(This is a piece for a forthcoming issue of Cub, the Queen Mary Students’ Union magazine.)
Here’s a challenge: define ‘Britain’. Outside of legal or geographical distinctions, what makes us un-French? Culturally, politically, socially, psychologically, sexually – even hypothetically – there is nothing that can be defined as ‘British’. If you design a new technology, or write a book, that product is British because of the legal factors working upon it. Likewise, we are British if we are born in the United Kingdom or any of the little island bits we pinched years ago, but this is pretty much just good admin sense. What does it mean to be ‘British’? What does ‘Britishness’ even mean? In short: absolutely nothing. And we should fight it.
There is no such thing as ‘Britishness’. If our ideas, art, music and politics are ‘unique’, what is ‘British’ about them? The location they were created in? Fine. But is geography all you define yourself by? British territory is just land secured by blood many years ago. If creations are defined by the attitudes that shaped them, what makes those attitudes British or American? And so on and on and on.

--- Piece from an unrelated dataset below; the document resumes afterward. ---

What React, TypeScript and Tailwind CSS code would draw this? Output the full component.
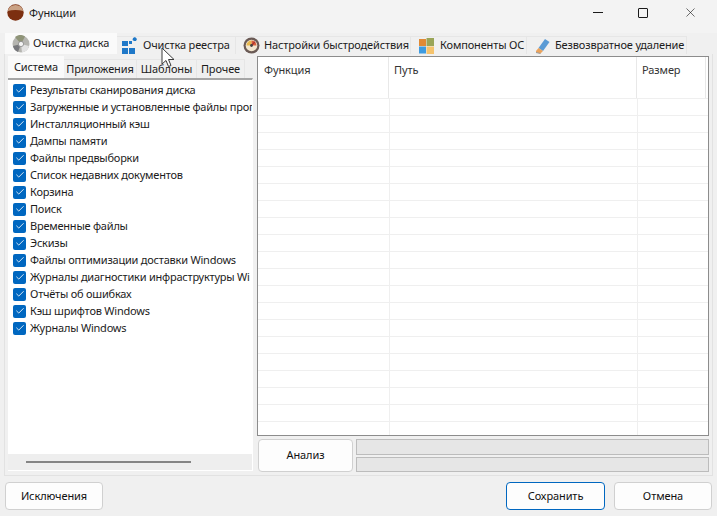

The notion of the state is wholly constructed and arose out of a need for international legitimacy and protection for capitalist expansion across the world. Merchants needed state protection and military backing to trample all over the New World for profit and the idea of nationality began to dominate political discussion in the early modern period. Since then, we’ve been happy to claim x or y as British without ever engaging with the true problem: the nation is a hollow construct that has no meaning.
As a helpful way of dividing groups of people across the world, the state works. But sovereignty for each state merely divides vast swathes of people off from others purely on the luck of where they were born. Are French and German values really that different to our own? The distinctions at work are determined by us. We don’t identify as strongly with the town or street we were raised in, yet we supposedly feel a connection to sixty million other people we will never meet. And why stop at the nation? We don’t particularly define ourselves as ‘European’. Go, northern hemisphere! If the nation is just the right size for us to feel both community and autonomy, it says a great deal about what we think of those two concepts. That we are comfortable to separate ourselves from other humans via redundant expressions of ownership is problematic in that it enables, at the very least, needless rivalry between other members of our species and, at worst, open war. A world without nations and national boundaries would not see fighting between its countries for economic gain or nationalistic hate. Dewy-eyed it may be, but a federal constitution of international governance would limit the pain of globalisation, of economic crises and of trade rivalries. International rule would suffer no tyrants who abuse human rights or who reap war on other regions. Pooling our resources, sharing our ideas and values, our money, politics, systems, culture, languages, freedoms and aspirations could end poverty, could counter environmental disaster and have genuine world peace. ‘Britishness’ and bullshit ideas of nationality only stop us from achieving equality and happiness.